The new product strategy of the organization is decided on the basis of organizational capabilities
and resources. Organizations should develop explicit product-development strategies to co-
ordinate all of the major business processes that contribute to product innovation. The need to
be fast when competing in high clock-speed industries makes this an absolute necessity.
With a new regime of patents and legal protection against copying ideas, designs, or products–
there have been changes in the approach to new product development. Organizations are more
concerned about being the first to develop an idea or design a product so that they can protect
their markets.
Being able to design, develop, and introduce a new product quickly gives a firm 'fast to market'
capabilities. There are two types of fast to market activities.
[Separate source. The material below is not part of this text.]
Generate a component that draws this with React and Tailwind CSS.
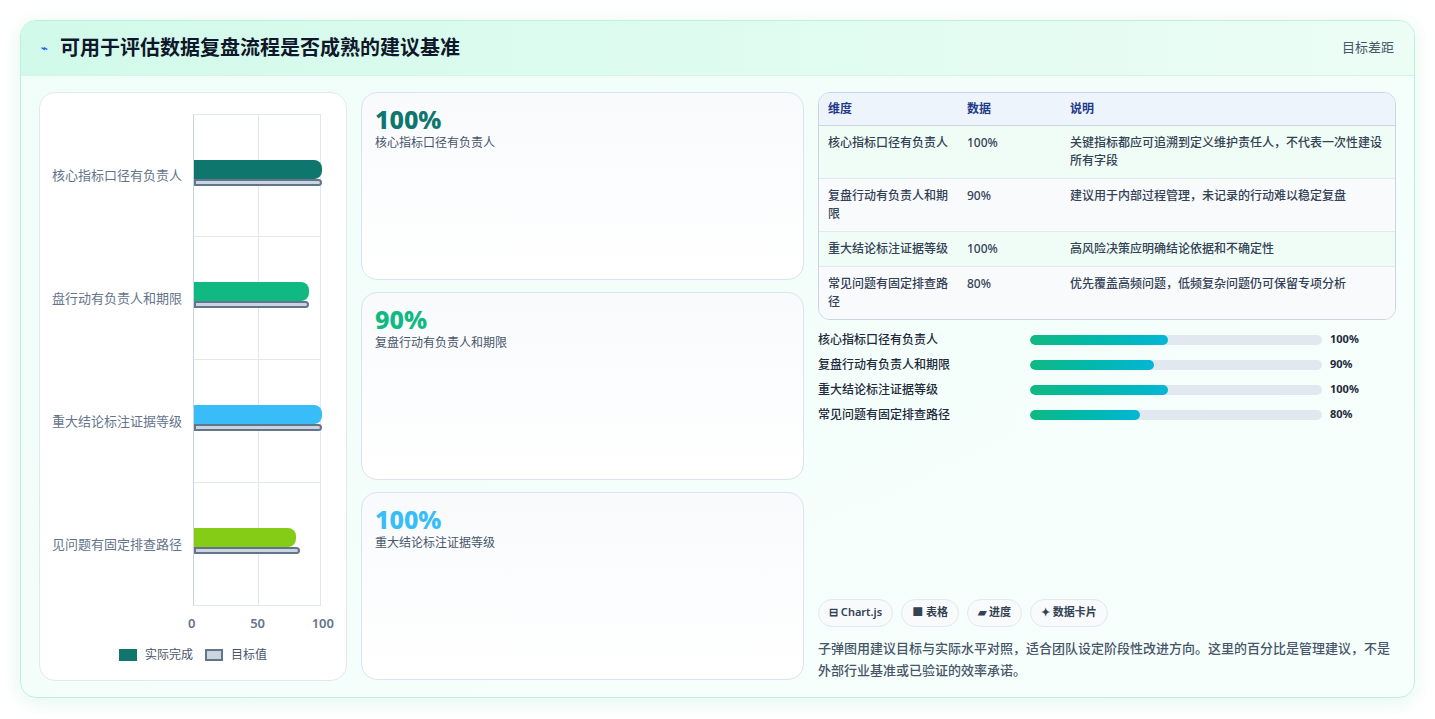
const rows = [
  { label: '核心指标口径有负责人', short: '核心指标口径有负责人', value: 100, target: 100, color: 'bg-[#0f766e]', text: 'text-[#0f766e]', note: '关键指标都应可追溯到定义维护责任人，不代表一次性建设所有字段', fill: 'w-[138px]' },
  { label: '复盘行动有负责人和期限', short: '盘行动有负责人和期限', value: 90, target: 90, color: 'bg-[#10b981]', text: 'text-[#10b981]', note: '建议用于内部过程管理，未记录的行动难以稳定复盘', fill: 'w-[124px]' },
  { label: '重大结论标注证据等级', short: '重大结论标注证据等级', value: 100, target: 100, color: 'bg-[#38bdf8]', text: 'text-[#38bdf8]', note: '高风险决策应明确结论依据和不确定性', fill: 'w-[138px]' },
  { label: '常见问题有固定排查路径', short: '见问题有固定排查路径', value: 80, target: 83, color: 'bg-[#84cc16]', text: 'text-[#84cc16]', note: '优先覆盖高频问题，低频复杂问题仍可保留专项分析', fill: 'w-[110px]' },
];

const font = { fontFamily: '"Noto Sans", "Noto Sans CJK SC", sans-serif' };

function Chart() {
  return (
    <div className="w-[308px] shrink-0 rounded-2xl border border-[#e2e8f0] bg-white flex flex-col px-3 pt-[21px] pb-4">
      <div className="flex">
        <div className="w-[141px] flex flex-col">
          {rows.map((r) => (
            <div key={r.label} className="h-[123px] flex items-center justify-end pr-[11px] text-[13px] text-[#64748b] whitespace-nowrap">
              {r.short}
            </div>
          ))}
        </div>
        <div className="relative w-[128px] border-l border-[#cbd5e1]">
          <div className="absolute left-[64px] top-0 bottom-0 border-l border-[#e2e8f0]" />
          <div className="absolute right-0 top-0 bottom-0 border-l border-[#e2e8f0]" />
          {rows.map((r, i) => (
            <div key={r.label} className={`relative h-[123px] flex flex-col justify-center pb-[6px] ${i === 0 ? 'border-t' : ''} border-b border-[#e2e8f0]`}>
              <div className={`h-[19px] rounded-r-lg ${r.color}`} style={{ width: `${r.value * 1.28}px` }} />
              <div className="h-[7px] rounded-r-sm bg-[#cbd5e1] border-2 border-[#64748b]" style={{ width: `${r.target * 1.28}px` }} />
            </div>
          ))}
        </div>
      </div>
      <div className="flex ml-[136px] w-[146px] justify-between text-[13px] font-semibold text-[#64748b] mt-2">
        <span>0</span><span className="ml-2">50</span><span>100</span>
      </div>
      <div className="flex items-center justify-center gap-2 mt-[12px] text-[12px] text-[#475569]">
        <span className="w-[18px] h-[12px] bg-[#0f766e]" />实际完成
        <span className="w-[18px] h-[12px] bg-[#cbd5e1] border-2 border-[#64748b] ml-1" />目标值
      </div>
    </div>
  );
}

export default function App() {
  return (
    <div className="min-h-screen bg-white p-5" style={font}>
      <div className="rounded-2xl border border-[#bff0de] bg-gradient-to-br from-[#f0fdf8] to-[#f7fffc] shadow-[0_4px_20px_rgba(16,185,129,0.12)] overflow-hidden">
        <div className="h-[55px] flex items-center justify-between px-5 bg-gradient-to-r from-[#d1faeb] to-[#ecfdf5] border-b border-[#d5f5e8]">
          <h1 className="flex items-center gap-3 text-[20px] font-bold text-[#0f172a]">
            <span className="text-[11px] text-[#2563eb]">⌁</span>可用于评估数据复盘流程是否成熟的建议基准
          </h1>
          <span className="text-[13px] text-[#475569]">目标差距</span>
        </div>
        <div className="flex gap-[14px] px-[18px] pt-[16px] pb-[16px]">
          <Chart />
          <div className="w-[443px] shrink-0 flex flex-col gap-3">
            {rows.slice(0, 3).map((r) => (
              <div key={r.label} className="h-[188px] rounded-2xl border border-[#dbe4f0] bg-gradient-to-b from-[#f8fafc] to-white px-[13px] pt-[10px]">
                <div className={`text-[25px] font-extrabold leading-[32px] ${r.text}`}>{r.value}%</div>
                <div className="text-[12px] text-[#475569] mt-[-1px]">{r.label}</div>
              </div>
            ))}
          </div>
          <div className="flex-1 flex flex-col">
            <div className="rounded-xl border border-[#cbd5e1] overflow-hidden text-[12px] text-[#334155]">
              <div className="flex h-[33px] items-center bg-[#eef4fc] border-b border-[#cbd5e1] font-semibold text-[#1e3a8a]">
                <div className="w-[148px] pl-[9px]">维度</div>
                <div className="w-[103px]">数据</div>
                <div className="flex-1">说明</div>
              </div>
              {rows.map((r, i) => (
                <div key={r.label} className={`flex py-[8px] leading-[18px] font-medium ${i % 2 ? 'bg-[#f8fafc]' : 'bg-[#f0fdf6]'} ${i < 3 ? 'border-b border-[#e2e8f0]' : ''}`}>
                  <div className="w-[148px] pl-[9px] pr-2">{r.label}</div>
                  <div className="w-[103px]">{r.value}%</div>
                  <div className="flex-1 pr-2">{r.note}</div>
                </div>
              ))}
            </div>
            <div className="flex flex-col gap-[6px] mt-[10px]">
              {rows.map((r) => (
                <div key={r.label} className="flex items-center h-[19px] text-[12px] font-medium text-[#1e293b]">
                  <div className="w-[212px]">{r.label}</div>
                  <div className="w-[292px] h-[10px] rounded-full bg-[#e2e8f0] overflow-hidden">
                    <div className={`h-full rounded-full bg-gradient-to-r from-[#10b981] to-[#06b6d4] ${r.fill}`} />
                  </div>
                  <div className="ml-2 font-bold text-[11px]">{r.value}%</div>
                </div>
              ))}
            </div>
            <div className="flex-1" />
            <div className="flex gap-2 text-[11px] font-semibold text-[#334155]">
              {['⊟ Chart.js', '■ 表格', '▰ 进度', '✦ 数据卡片'].map((t) => (
                <span key={t} className="h-[28px] px-[10px] flex items-center rounded-full border border-[#e2e8f0] bg-[#f8fafc]">{t}</span>
              ))}
            </div>
            <p className="mt-[10px] text-[13px] leading-[22px] text-[#475569] font-medium">
              子弹图用建议目标与实际水平对照，适合团队设定阶段性改进方向。这里的百分比是管理建议，不是外部行业基准或已验证的效率承诺。
            </p>
          </div>
        </div>
      </div>
    </div>
  );
}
1. Fast to customization: The first activity is being able to develop products to meet the
specific needs of a customer. This is called fast to customization. Producing such a product
with the participation of the customer, may give a firm a competitive advantage.
2. Fast to design: The second type relates to developing products to meet the needs of a
cluster of customers. Fast to design product innovation can be used in MTS, ATO, and MTO
market orientations.
Example: Nokia introduced cell phones that incorporate cameras. Seeing that there was
a cluster of customers for this product all manufacturers now offer this product. Nokia has a first
mover's lead in this segment of the market.
In other situations, being fast to market may not be less important. It depends on how quickly
a product's design becomes stale. Mercedes-Benz traditionally had customers that valued good
design more than a model a year.
For some products, being fast to market may not be in your firm's best interest.
Example: A creative advertising executive always makes his clients wait a week or two,
even though he thought of the copy for the ad in a day. Likewise, if a gourmet restaurant that
serves your meal five minutes after you order, you know that they must be using a microwave
oven. If they make you wait for 30 minutes, then the same judgment cannot be made.
Another important type of product innovation involves refining or rejuvenating products within
the existing product line. For some companies, this is an annual event, as is the case with the
automotive industry.
Major redesigns in the automobile industry can take years and costs billions. This becomes a
Catch-22 situation. Since it costs so much to develop new models, auto companies often try to
sell as many copies of the new product as possible, even if it takes four or five years. But the
older a car's design gets, the greater the chance that it will lose market share to competitors with
fresher models. And worse yet, if it takes five years to develop a new model and a company
wants to sell that model for another five years, then it must project what the customer's
preferences are likely to be ten years from now. This is not only a tremendous challenge, it
requires a leap of faith to take it to its logical conclusion.